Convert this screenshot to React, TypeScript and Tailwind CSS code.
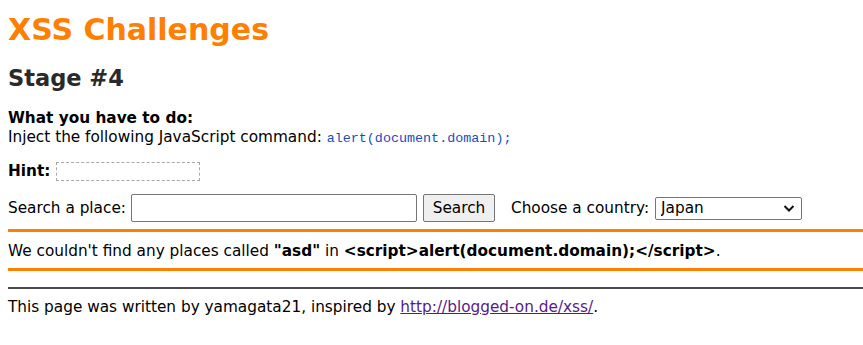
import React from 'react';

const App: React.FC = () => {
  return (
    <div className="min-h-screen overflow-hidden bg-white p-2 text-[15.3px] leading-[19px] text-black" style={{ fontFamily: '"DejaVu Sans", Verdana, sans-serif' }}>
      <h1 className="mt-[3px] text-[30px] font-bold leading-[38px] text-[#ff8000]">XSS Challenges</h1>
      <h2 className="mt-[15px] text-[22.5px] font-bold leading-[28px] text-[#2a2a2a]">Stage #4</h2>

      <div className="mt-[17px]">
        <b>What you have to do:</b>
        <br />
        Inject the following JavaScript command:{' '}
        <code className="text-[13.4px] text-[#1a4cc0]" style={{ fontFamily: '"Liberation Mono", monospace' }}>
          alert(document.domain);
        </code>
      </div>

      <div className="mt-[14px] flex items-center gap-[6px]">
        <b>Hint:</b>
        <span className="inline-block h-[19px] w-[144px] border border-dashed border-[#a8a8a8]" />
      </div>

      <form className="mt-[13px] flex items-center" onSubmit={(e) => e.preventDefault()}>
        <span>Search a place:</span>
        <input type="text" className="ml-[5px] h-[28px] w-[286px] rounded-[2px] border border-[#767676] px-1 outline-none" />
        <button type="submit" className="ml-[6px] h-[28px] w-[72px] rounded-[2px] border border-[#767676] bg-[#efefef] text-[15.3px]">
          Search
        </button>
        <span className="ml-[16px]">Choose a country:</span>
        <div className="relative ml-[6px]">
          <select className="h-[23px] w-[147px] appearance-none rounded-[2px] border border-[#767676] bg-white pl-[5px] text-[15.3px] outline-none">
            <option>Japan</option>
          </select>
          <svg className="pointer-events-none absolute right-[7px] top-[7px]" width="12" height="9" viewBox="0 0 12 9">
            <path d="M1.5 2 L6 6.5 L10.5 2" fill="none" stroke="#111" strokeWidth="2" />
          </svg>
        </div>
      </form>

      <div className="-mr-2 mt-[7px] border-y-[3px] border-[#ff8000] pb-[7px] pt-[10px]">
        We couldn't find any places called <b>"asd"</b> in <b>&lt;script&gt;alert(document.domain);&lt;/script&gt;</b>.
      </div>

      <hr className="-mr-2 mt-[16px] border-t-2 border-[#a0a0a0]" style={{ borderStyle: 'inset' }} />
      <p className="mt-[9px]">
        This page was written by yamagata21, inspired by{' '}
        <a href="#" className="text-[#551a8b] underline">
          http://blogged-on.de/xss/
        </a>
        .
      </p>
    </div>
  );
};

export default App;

☆ ☆ ☆ ☆ ☆ ☆ ☆

### Instruction
From the listing, extract all text exactly as given and drop any picture.

### Finished answer
Convert this screenshot to React, TypeScript and Tailwind CSS code.
import React from 'react';

const App: React.FC = () => {
  return (
    <div className="min-h-screen overflow-hidden bg-white p-2 text-[15.3px] leading-[19px] text-black" style={{ fontFamily: '"DejaVu Sans", Verdana, sans-serif' }}>
      <h1 className="mt-[3px] text-[30px] font-bold leading-[38px] text-[#ff8000]">XSS Challenges</h1>
      <h2 className="mt-[15px] text-[22.5px] font-bold leading-[28px] text-[#2a2a2a]">Stage #4</h2>

      <div className="mt-[17px]">
        <b>What you have to do:</b>
        <br />
        Inject the following JavaScript command:{' '}
        <code className="text-[13.4px] text-[#1a4cc0]" style={{ fontFamily: '"Liberation Mono", monospace' }}>
          alert(document.domain);
        </code>
      </div>

      <div className="mt-[14px] flex items-center gap-[6px]">
        <b>Hint:</b>
        <span className="inline-block h-[19px] w-[144px] border border-dashed border-[#a8a8a8]" />
      </div>

      <form className="mt-[13px] flex items-center" onSubmit={(e) => e.preventDefault()}>
        <span>Search a place:</span>
        <input type="text" className="ml-[5px] h-[28px] w-[286px] rounded-[2px] border border-[#767676] px-1 outline-none" />
        <button type="submit" className="ml-[6px] h-[28px] w-[72px] rounded-[2px] border border-[#767676] bg-[#efefef] text-[15.3px]">
          Search
        </button>
        <span className="ml-[16px]">Choose a country:</span>
        <div className="relative ml-[6px]">
          <select className="h-[23px] w-[147px] appearance-none rounded-[2px] border border-[#767676] bg-white pl-[5px] text-[15.3px] outline-none">
            <option>Japan</option>
          </select>
          <svg className="pointer-events-none absolute right-[7px] top-[7px]" width="12" height="9" viewBox="0 0 12 9">
            <path d="M1.5 2 L6 6.5 L10.5 2" fill="none" stroke="#111" strokeWidth="2" />
          </svg>
        </div>
      </form>

      <div className="-mr-2 mt-[7px] border-y-[3px] border-[#ff8000] pb-[7px] pt-[10px]">
        We couldn't find any places called <b>"asd"</b> in <b>&lt;script&gt;alert(document.domain);&lt;/script&gt;</b>.
      </div>

      <hr className="-mr-2 mt-[16px] border-t-2 border-[#a0a0a0]" style={{ borderStyle: 'inset' }} />
      <p className="mt-[9px]">
        This page was written by yamagata21, inspired by{' '}
        <a href="#" className="text-[#551a8b] underline">
          http://blogged-on.de/xss/
        </a>
        .
      </p>
    </div>
  );
};

export default App;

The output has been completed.